From the Information Centre, we walked a couple of steps to the Tasmania Museum & Art Gallery. The museum had stories about Aborigines life since the beginning till the present time in Australia, figurines of animals and reptiles in Tasmania, stories about Antarctica, paintings about Aborigines, sculptures, and some furniture from the colonial era. It was a nice museum and entry was free!
After our lunch at Subway, we visited the Salamanca Place. The fruits at Salamanca Fruit Market were surprisingly cheap! The fruits were probably the cheapest we’ve ever encountered in Australia thus far. Three kiwis for 99 cents. One kilo of imperial orange for 2 bucks. We were so happy and bought several kiwis and oranges.

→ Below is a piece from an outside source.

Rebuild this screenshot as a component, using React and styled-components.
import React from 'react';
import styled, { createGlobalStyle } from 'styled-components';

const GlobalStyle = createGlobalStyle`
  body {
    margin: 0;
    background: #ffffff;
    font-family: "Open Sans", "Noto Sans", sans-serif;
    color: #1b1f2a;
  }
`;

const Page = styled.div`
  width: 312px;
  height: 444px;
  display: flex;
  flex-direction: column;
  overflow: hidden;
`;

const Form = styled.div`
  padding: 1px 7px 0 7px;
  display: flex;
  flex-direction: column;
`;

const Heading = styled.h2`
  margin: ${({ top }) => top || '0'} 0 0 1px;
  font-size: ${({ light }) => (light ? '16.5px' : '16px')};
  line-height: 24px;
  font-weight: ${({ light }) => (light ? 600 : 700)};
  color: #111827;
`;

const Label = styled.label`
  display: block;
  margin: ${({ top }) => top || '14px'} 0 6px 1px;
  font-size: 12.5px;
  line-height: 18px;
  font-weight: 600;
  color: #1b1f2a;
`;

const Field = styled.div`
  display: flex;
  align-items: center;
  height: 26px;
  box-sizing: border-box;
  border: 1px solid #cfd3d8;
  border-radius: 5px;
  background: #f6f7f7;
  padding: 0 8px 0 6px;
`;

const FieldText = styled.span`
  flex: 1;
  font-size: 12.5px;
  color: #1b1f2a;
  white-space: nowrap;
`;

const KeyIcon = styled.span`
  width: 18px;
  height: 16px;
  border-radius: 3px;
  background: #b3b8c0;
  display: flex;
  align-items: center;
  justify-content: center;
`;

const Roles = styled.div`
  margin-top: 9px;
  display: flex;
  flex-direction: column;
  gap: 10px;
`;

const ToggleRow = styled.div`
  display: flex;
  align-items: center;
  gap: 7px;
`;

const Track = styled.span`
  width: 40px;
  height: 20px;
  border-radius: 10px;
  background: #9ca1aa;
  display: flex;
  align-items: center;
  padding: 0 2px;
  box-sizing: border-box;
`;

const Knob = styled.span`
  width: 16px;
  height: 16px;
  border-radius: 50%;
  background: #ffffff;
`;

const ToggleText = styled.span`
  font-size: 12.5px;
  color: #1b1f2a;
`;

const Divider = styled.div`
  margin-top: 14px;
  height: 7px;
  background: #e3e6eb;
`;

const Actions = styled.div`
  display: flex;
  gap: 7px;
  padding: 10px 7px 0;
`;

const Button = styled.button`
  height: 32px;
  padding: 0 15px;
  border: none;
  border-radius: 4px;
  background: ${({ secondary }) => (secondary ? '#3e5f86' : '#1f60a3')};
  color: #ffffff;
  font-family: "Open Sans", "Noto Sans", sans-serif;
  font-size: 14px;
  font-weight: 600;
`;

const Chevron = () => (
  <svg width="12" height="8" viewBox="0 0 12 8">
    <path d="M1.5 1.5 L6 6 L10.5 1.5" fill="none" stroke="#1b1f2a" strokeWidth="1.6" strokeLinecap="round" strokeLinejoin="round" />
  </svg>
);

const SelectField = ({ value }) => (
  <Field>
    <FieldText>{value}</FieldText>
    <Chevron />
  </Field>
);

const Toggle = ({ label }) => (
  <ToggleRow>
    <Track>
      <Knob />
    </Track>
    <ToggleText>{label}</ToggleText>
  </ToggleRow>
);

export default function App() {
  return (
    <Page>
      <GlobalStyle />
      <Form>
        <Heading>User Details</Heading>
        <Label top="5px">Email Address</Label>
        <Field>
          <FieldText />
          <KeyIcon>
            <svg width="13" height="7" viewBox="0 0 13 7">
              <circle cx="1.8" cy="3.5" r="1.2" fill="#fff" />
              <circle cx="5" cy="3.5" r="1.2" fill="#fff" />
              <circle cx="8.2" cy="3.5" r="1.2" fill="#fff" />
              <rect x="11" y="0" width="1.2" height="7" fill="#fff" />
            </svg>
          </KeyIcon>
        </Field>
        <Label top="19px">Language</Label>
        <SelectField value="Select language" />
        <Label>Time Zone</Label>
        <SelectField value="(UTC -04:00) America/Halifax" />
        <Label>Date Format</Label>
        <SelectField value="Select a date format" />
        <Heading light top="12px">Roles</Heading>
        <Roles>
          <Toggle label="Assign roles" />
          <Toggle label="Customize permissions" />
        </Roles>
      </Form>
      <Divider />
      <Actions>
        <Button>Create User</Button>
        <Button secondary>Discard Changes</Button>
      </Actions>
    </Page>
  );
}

Our first day at Hobart ended early because it started raining and most of the stores were already closed at 4.30pm. It was 3 degrees Celcius, according to Weather app. We went back to our hostel and had an early rest. But, to our dismay, the heater in our room didn’t work. I wore layers upon layers of jacket and warm clothing and managed to get a decent sleep.
Our Day 2 was started early. We were ready at Franklin Wharf at 7.30am. From the wharf, a minibus drove us and other tour participants to Port Arthur for a morning tea. 1.5 hours later, we arrived at Port Arthur and received a muffin and a drink! After the breakfast, we collected our drysuit from the cruise office and met our boat guides. Shortly after that, we headed to the boat and started our 3 hours wilderness cruise.

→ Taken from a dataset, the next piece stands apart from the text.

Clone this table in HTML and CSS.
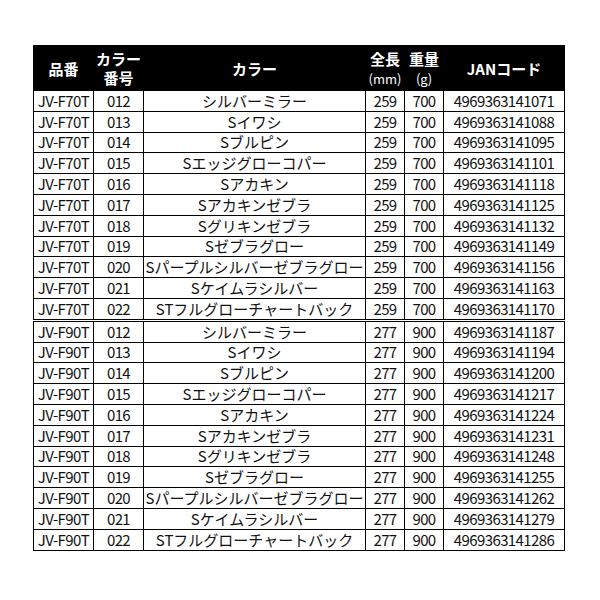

The next three hours were the best three hours of our time in Tasmania. We cruised along the east coast of Tasmania Island, towards the south. We saw so many spectacular capes. And, oh, we saw seals and a huge group of dolphins! I was so excited I didn’t have time to react and take photos of the dolphins. But I do have photos of the incredible nature. Take a look.
In the beginning, the weather was windy. However, as we went further to the south, the weather turned wilder. I felt like I was riding a rollercoaster. I felt so dizzy. The boat guides decided not to visit Cape Pillar and Tasman Island due to the choppy water. It was unfortunate that we didn’t get to visit those two awesome places, but it didn’t make the trip any less amazing. I’ve said it before and I’ll say it again, those were the best three hours in Tasmania. I’d really recommend you take the cruise if you go to Tasmania.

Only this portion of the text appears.